While Donald Trump has been busy exerting plenty of sporadic unilateral control over regulatory issues like the AT&T/Time Warner merger, his right-hand man Mike Pence has been elbowing his way into position to lead the Republican Party. One example: even though Trump declined to anoint a successor for the seat of retiring Texas Rep. Jeb Hensarling, Pence happily tweeted his support to the candidate of Hensarling's choosing, Bunni Pounds. Trump's aides were "blindsided" by the move, writes the New York Times.
The eager assistance Mr. Pence provided a senior lawmaker reflected the outsized political portfolio that the vice president and his aides have seized for themselves as the 2018 elections approach. While Mr. Trump remains an overpowering personality in Republican politics, he is mostly uninterested in the mechanics of managing a political party. His team of advisers is riven with personal divisions and the White House has not yet crafted a strategy for the midterms. So Mr. Trump’s supremely disciplined running mate has stepped into the void.
Republican officials now see Mr. Pence as seeking to exercise expansive control over a political party ostensibly helmed by Mr. Trump, tending to his own allies and interests even when the president’s instincts lean in another direction. Even as he laces his public remarks with praise for the president, Mr. Pence and his influential chief of staff, Nick Ayers, are unsettling a group of Mr. Trump’s fierce loyalists who fear they are forging a separate power base.
Pence is such a perfect evangelical leader: Claiming his fealty to something in principle, but ultimately just using it to his political advantage in practice.
Word of the internal tensions is getting out beyond the walls of the White House: one prominent lawmaker said the complaints of high-ranking Trump officials were starting to circulate on Capitol Hill. [...]

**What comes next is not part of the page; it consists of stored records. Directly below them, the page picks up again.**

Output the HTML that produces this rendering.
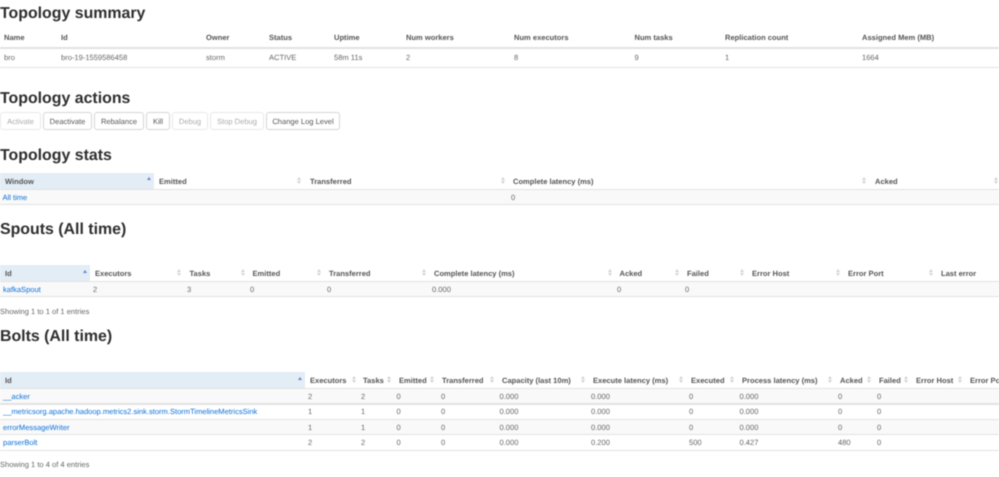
<!DOCTYPE html>
<html><head><meta charset="utf-8"><title>Topology</title>
<style>
html,body{margin:0;padding:0;background:#fff}
#p{position:relative;width:999px;height:477px;overflow:hidden;font-family:"Liberation Sans",sans-serif;font-size:7.55px;color:#666;filter:blur(.4px);text-rendering:geometricPrecision}
#p *{position:absolute}
h1{margin:.4px 0 0;font-size:15.9px;line-height:20px;font-weight:bold;color:#2e2e2e;left:0;white-space:nowrap}
b,i,a{margin-top:.7px;font-style:normal;line-height:14px;white-space:nowrap;text-decoration:none}
b{font-weight:bold;color:#555}
a{color:#0a6fd8}
.l{left:0;width:999px;background:#e2e2e2;height:1px}
.d{height:2px}
.r{left:0;width:999px;background:#f9f9f9}
.h{left:0;background:#e3edf5}
.btn{top:112px;height:16px;line-height:17.4px;border:1px solid #d6d6d6;border-radius:3px;text-align:center;color:#555;background:#fff}
.dis{color:#aaa;border-color:#e8e8e8}
.s{width:0;height:0;border-left:2.2px solid transparent;border-right:2.2px solid transparent;border-bottom:3px solid #d2d2d2;margin-left:-2.2px;margin-top:-4px}
.s::after{content:"";position:absolute;left:-2.2px;top:4px;width:0;height:0;border-left:2.2px solid transparent;border-right:2.2px solid transparent;border-top:3px solid #d2d2d2}
.u{width:0;height:0;border-left:2.5px solid transparent;border-right:2.5px solid transparent;border-bottom:3.5px solid #6f7fd8;margin-left:-2.5px}
</style></head><body><div id="p">

<h1 style="top:4px">Topology summary</h1>
<b style="left:4px;top:30px">Name</b><b style="left:61px;top:30px">Id</b><b style="left:206px;top:30px">Owner</b><b style="left:269px;top:30px">Status</b><b style="left:334px;top:30px">Uptime</b><b style="left:406px;top:30px">Num workers</b><b style="left:514px;top:30px">Num executors</b><b style="left:634.5px;top:30px">Num tasks</b><b style="left:725px;top:30px">Replication count</b><b style="left:862px;top:30px">Assigned Mem (MB)</b>
<div class="l d" style="top:47px"></div>
<i style="left:4px;top:50px">bro</i><i style="left:61px;top:50px">bro-19-1559586458</i><i style="left:206px;top:50px">storm</i><i style="left:269px;top:50px">ACTIVE</i><i style="left:334px;top:50px">58m 11s</i><i style="left:406px;top:50px">2</i><i style="left:514px;top:50px">8</i><i style="left:634.5px;top:50px">9</i><i style="left:725px;top:50px">1</i><i style="left:862px;top:50px">1664</i>
<div class="l" style="top:67px"></div>

<h1 style="top:89px">Topology actions</h1>
<div class="btn dis" style="left:0;width:39px">Activate</div>
<div class="btn" style="left:43px;width:47px">Deactivate</div>
<div class="btn" style="left:94px;width:48px">Rebalance</div>
<div class="btn" style="left:146px;width:22px">Kill</div>
<div class="btn dis" style="left:172px;width:34px">Debug</div>
<div class="btn dis" style="left:210px;width:52px">Stop Debug</div>
<div class="btn" style="left:266px;width:72px">Change Log Level</div>

<h1 style="top:146px">Topology stats</h1>
<div class="h" style="top:173px;width:154px;height:16px"></div>
<div class="r" style="top:190px;height:14px"></div>
<b style="left:5px;top:174px">Window</b><b style="left:159px;top:174px">Emitted</b><b style="left:310px;top:174px">Transferred</b><b style="left:513px;top:174px">Complete latency (ms)</b><b style="left:875px;top:174px">Acked</b>
<span class="u" style="left:149px;top:177px"></span><span class="s" style="left:299.5px;top:181px"></span><span class="s" style="left:503px;top:181px"></span><span class="s" style="left:864.5px;top:181px"></span><span class="s" style="left:996px;top:181px"></span>
<div class="l" style="top:189px"></div>
<a style="left:2.5px;top:190px">All time</a><i style="left:511px;top:190px">0</i>
<div class="l" style="top:204px"></div>

<h1 style="top:220px">Spouts (All time)</h1>
<div class="h" style="top:265px;width:90px;height:16px"></div>
<div class="r" style="top:282px;height:14px"></div>
<b style="left:5px;top:266px">Id</b><b style="left:95px;top:266px">Executors</b><b style="left:189.5px;top:266px">Tasks</b><b style="left:252.5px;top:266px">Emitted</b><b style="left:329px;top:266px">Transferred</b><b style="left:434px;top:266px">Complete latency (ms)</b><b style="left:619.5px;top:266px">Acked</b><b style="left:687px;top:266px">Failed</b><b style="left:752px;top:266px">Error Host</b><b style="left:848px;top:266px">Error Port</b><b style="left:941px;top:266px">Last error</b>
<span class="u" style="left:85px;top:270px"></span><span class="s" style="left:179.5px;top:273px"></span><span class="s" style="left:243px;top:273px"></span><span class="s" style="left:319.5px;top:273px"></span><span class="s" style="left:424px;top:273px"></span><span class="s" style="left:610px;top:273px"></span><span class="s" style="left:677px;top:273px"></span><span class="s" style="left:742px;top:273px"></span><span class="s" style="left:838px;top:273px"></span><span class="s" style="left:931px;top:273px"></span>
<div class="l" style="top:281px"></div>
<a style="left:3px;top:282px">kafkaSpout</a><i style="left:93px;top:282px">2</i><i style="left:187px;top:282px">3</i><i style="left:250px;top:282px">0</i><i style="left:327px;top:282px">0</i><i style="left:432px;top:282px">0.000</i><i style="left:617px;top:282px">0</i><i style="left:685px;top:282px">0</i>
<div class="l" style="top:296px"></div>
<i style="left:0;top:304px">Showing 1 to 1 of 1 entries</i>

<h1 style="top:327px">Bolts (All time)</h1>
<div class="h" style="top:372px;width:305px;height:16px"></div>
<div class="r" style="top:389px;height:14px"></div>
<div class="r" style="top:420px;height:14px"></div>
<b style="left:5px;top:373px">Id</b><b style="left:310px;top:373px">Executors</b><b style="left:363px;top:373px">Tasks</b><b style="left:399px;top:373px">Emitted</b><b style="left:442px;top:373px">Transferred</b><b style="left:502px;top:373px">Capacity (last 10m)</b><b style="left:593px;top:373px">Execute latency (ms)</b><b style="left:691px;top:373px">Executed</b><b style="left:742px;top:373px">Process latency (ms)</b><b style="left:840px;top:373px">Acked</b><b style="left:879px;top:373px">Failed</b><b style="left:916px;top:373px">Error Host</b><b style="left:970px;top:373px">Error Port</b>
<span class="u" style="left:300px;top:377px"></span><span class="s" style="left:354px;top:380px"></span><span class="s" style="left:389px;top:380px"></span><span class="s" style="left:432.5px;top:380px"></span><span class="s" style="left:492px;top:380px"></span><span class="s" style="left:583px;top:380px"></span><span class="s" style="left:681px;top:380px"></span><span class="s" style="left:732px;top:380px"></span><span class="s" style="left:830px;top:380px"></span><span class="s" style="left:869px;top:380px"></span><span class="s" style="left:906px;top:380px"></span><span class="s" style="left:960px;top:380px"></span>
<div class="l" style="top:388px"></div>
<a style="left:3px;top:389px">__acker</a><i style="left:308px;top:389px">2</i><i style="left:361px;top:389px">2</i><i style="left:396.5px;top:389px">0</i><i style="left:441px;top:389px">0</i><i style="left:499.5px;top:389px">0.000</i><i style="left:591px;top:389px">0.000</i><i style="left:689px;top:389px">0</i><i style="left:739.5px;top:389px">0.000</i><i style="left:838px;top:389px">0</i><i style="left:877px;top:389px">0</i>
<div class="l d" style="top:403px"></div>
<a style="left:3px;top:404.5px">__metricsorg.apache.hadoop.metrics2.sink.storm.StormTimelineMetricsSink</a><i style="left:308px;top:404.5px">1</i><i style="left:361px;top:404.5px">1</i><i style="left:396.5px;top:404.5px">0</i><i style="left:441px;top:404.5px">0</i><i style="left:499.5px;top:404.5px">0.000</i><i style="left:591px;top:404.5px">0.000</i><i style="left:689px;top:404.5px">0</i><i style="left:739.5px;top:404.5px">0.000</i><i style="left:838px;top:404.5px">0</i><i style="left:877px;top:404.5px">0</i>
<div class="l" style="top:419px"></div>
<a style="left:3px;top:420px">errorMessageWriter</a><i style="left:308px;top:420px">1</i><i style="left:361px;top:420px">1</i><i style="left:396.5px;top:420px">0</i><i style="left:441px;top:420px">0</i><i style="left:499.5px;top:420px">0.000</i><i style="left:591px;top:420px">0.000</i><i style="left:689px;top:420px">0</i><i style="left:739.5px;top:420px">0.000</i><i style="left:838px;top:420px">0</i><i style="left:877px;top:420px">0</i>
<div class="l" style="top:434px"></div>
<a style="left:3px;top:435.5px">parserBolt</a><i style="left:308px;top:435.5px">2</i><i style="left:361px;top:435.5px">2</i><i style="left:396.5px;top:435.5px">0</i><i style="left:441px;top:435.5px">0</i><i style="left:499.5px;top:435.5px">0.000</i><i style="left:591px;top:435.5px">0.200</i><i style="left:689px;top:435.5px">500</i><i style="left:739.5px;top:435.5px">0.427</i><i style="left:838px;top:435.5px">480</i><i style="left:877px;top:435.5px">0</i>
<div class="l" style="top:450px"></div>
<i style="left:0;top:457px">Showing 1 to 4 of 4 entries</i>

</div></body></html>
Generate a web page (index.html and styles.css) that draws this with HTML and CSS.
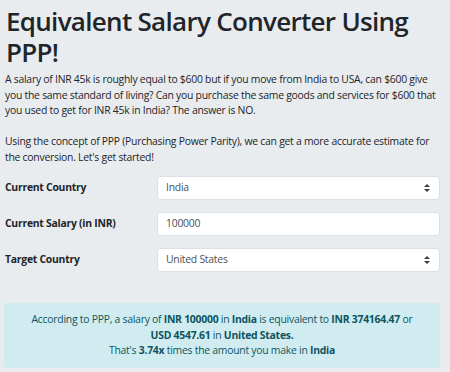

Tensions also flared last year, after Mr. Ayers and another Pence aide were reported to have made suggestive comments to Republican donors about planning for an unpredictable 2020 election. Most brazenly, Marty Obst, a senior Pence adviser, told a Republican donor that Mr. Pence wanted to be prepared for the next presidential race in case there was an opening.
Yep: watch your back, Trump, old boy. You're just one serious misstep away from Pence pushing you over the cliff, so to speak. Indictment ... impeachment ... whatever, Pence will surely be there for you.